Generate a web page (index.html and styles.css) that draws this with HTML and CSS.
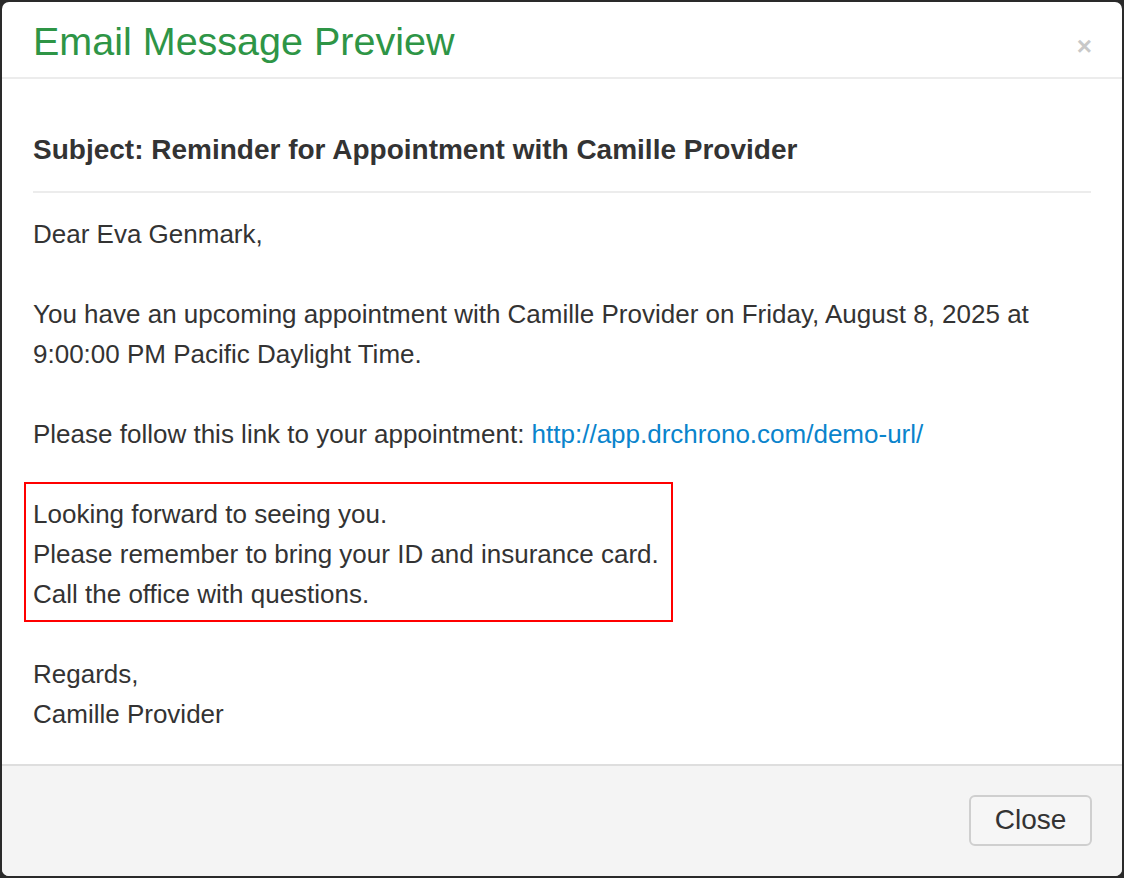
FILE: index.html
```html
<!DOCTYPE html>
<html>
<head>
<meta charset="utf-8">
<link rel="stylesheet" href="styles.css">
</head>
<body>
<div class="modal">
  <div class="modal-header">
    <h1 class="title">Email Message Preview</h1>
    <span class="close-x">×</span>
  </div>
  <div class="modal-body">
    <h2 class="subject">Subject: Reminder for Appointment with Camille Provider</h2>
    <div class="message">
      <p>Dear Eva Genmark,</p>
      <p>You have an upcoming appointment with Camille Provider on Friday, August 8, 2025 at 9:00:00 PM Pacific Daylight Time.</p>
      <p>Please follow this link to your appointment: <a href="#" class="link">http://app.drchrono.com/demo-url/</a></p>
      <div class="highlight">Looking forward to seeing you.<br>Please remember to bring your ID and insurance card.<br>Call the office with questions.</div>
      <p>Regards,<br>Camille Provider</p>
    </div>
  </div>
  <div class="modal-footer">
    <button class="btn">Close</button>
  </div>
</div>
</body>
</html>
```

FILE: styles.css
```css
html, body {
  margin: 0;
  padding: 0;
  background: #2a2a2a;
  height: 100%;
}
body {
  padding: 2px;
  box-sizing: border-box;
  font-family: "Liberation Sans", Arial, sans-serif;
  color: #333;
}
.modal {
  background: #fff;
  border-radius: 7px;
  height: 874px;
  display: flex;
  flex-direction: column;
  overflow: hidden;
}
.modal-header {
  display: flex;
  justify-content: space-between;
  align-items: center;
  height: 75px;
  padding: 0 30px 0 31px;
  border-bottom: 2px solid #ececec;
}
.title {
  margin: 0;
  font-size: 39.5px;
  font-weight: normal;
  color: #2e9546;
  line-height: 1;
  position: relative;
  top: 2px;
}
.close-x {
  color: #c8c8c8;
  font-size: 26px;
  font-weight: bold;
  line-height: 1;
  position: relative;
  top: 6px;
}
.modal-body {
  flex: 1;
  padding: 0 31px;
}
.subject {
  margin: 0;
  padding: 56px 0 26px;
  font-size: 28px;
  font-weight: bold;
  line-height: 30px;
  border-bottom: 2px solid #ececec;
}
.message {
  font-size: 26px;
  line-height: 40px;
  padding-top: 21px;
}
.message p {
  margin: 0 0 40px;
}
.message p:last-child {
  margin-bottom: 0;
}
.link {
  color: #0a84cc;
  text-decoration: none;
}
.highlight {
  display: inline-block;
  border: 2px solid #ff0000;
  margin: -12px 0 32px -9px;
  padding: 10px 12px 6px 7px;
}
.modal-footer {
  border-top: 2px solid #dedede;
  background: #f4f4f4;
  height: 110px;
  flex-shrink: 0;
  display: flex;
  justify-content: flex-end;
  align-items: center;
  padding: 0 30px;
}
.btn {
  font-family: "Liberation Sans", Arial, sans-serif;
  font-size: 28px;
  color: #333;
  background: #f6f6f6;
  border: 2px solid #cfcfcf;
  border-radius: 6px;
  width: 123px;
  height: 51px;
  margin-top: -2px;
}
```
━━━
* **Exercise prompt**: Using the data above, print every line exactly, omitting pictures.

* **Written reply**:
Generate a web page (index.html and styles.css) that draws this with HTML and CSS.
FILE: index.html
```html
<!DOCTYPE html>
<html>
<head>
<meta charset="utf-8">
<link rel="stylesheet" href="styles.css">
</head>
<body>
<div class="modal">
  <div class="modal-header">
    <h1 class="title">Email Message Preview</h1>
    <span class="close-x">×</span>
  </div>
  <div class="modal-body">
    <h2 class="subject">Subject: Reminder for Appointment with Camille Provider</h2>
    <div class="message">
      <p>Dear Eva Genmark,</p>
      <p>You have an upcoming appointment with Camille Provider on Friday, August 8, 2025 at 9:00:00 PM Pacific Daylight Time.</p>
      <p>Please follow this link to your appointment: <a href="#" class="link">http://app.drchrono.com/demo-url/</a></p>
      <div class="highlight">Looking forward to seeing you.<br>Please remember to bring your ID and insurance card.<br>Call the office with questions.</div>
      <p>Regards,<br>Camille Provider</p>
    </div>
  </div>
  <div class="modal-footer">
    <button class="btn">Close</button>
  </div>
</div>
</body>
</html>
```

FILE: styles.css
```css
html, body {
  margin: 0;
  padding: 0;
  background: #2a2a2a;
  height: 100%;
}
body {
  padding: 2px;
  box-sizing: border-box;
  font-family: "Liberation Sans", Arial, sans-serif;
  color: #333;
}
.modal {
  background: #fff;
  border-radius: 7px;
  height: 874px;
  display: flex;
  flex-direction: column;
  overflow: hidden;
}
.modal-header {
  display: flex;
  justify-content: space-between;
  align-items: center;
  height: 75px;
  padding: 0 30px 0 31px;
  border-bottom: 2px solid #ececec;
}
.title {
  margin: 0;
  font-size: 39.5px;
  font-weight: normal;
  color: #2e9546;
  line-height: 1;
  position: relative;
  top: 2px;
}
.close-x {
  color: #c8c8c8;
  font-size: 26px;
  font-weight: bold;
  line-height: 1;
  position: relative;
  top: 6px;
}
.modal-body {
  flex: 1;
  padding: 0 31px;
}
.subject {
  margin: 0;
  padding: 56px 0 26px;
  font-size: 28px;
  font-weight: bold;
  line-height: 30px;
  border-bottom: 2px solid #ececec;
}
.message {
  font-size: 26px;
  line-height: 40px;
  padding-top: 21px;
}
.message p {
  margin: 0 0 40px;
}
.message p:last-child {
  margin-bottom: 0;
}
.link {
  color: #0a84cc;
  text-decoration: none;
}
.highlight {
  display: inline-block;
  border: 2px solid #ff0000;
  margin: -12px 0 32px -9px;
  padding: 10px 12px 6px 7px;
}
.modal-footer {
  border-top: 2px solid #dedede;
  background: #f4f4f4;
  height: 110px;
  flex-shrink: 0;
  display: flex;
  justify-content: flex-end;
  align-items: center;
  padding: 0 30px;
}
.btn {
  font-family: "Liberation Sans", Arial, sans-serif;
  font-size: 28px;
  color: #333;
  background: #f6f6f6;
  border: 2px solid #cfcfcf;
  border-radius: 6px;
  width: 123px;
  height: 51px;
  margin-top: -2px;
}
```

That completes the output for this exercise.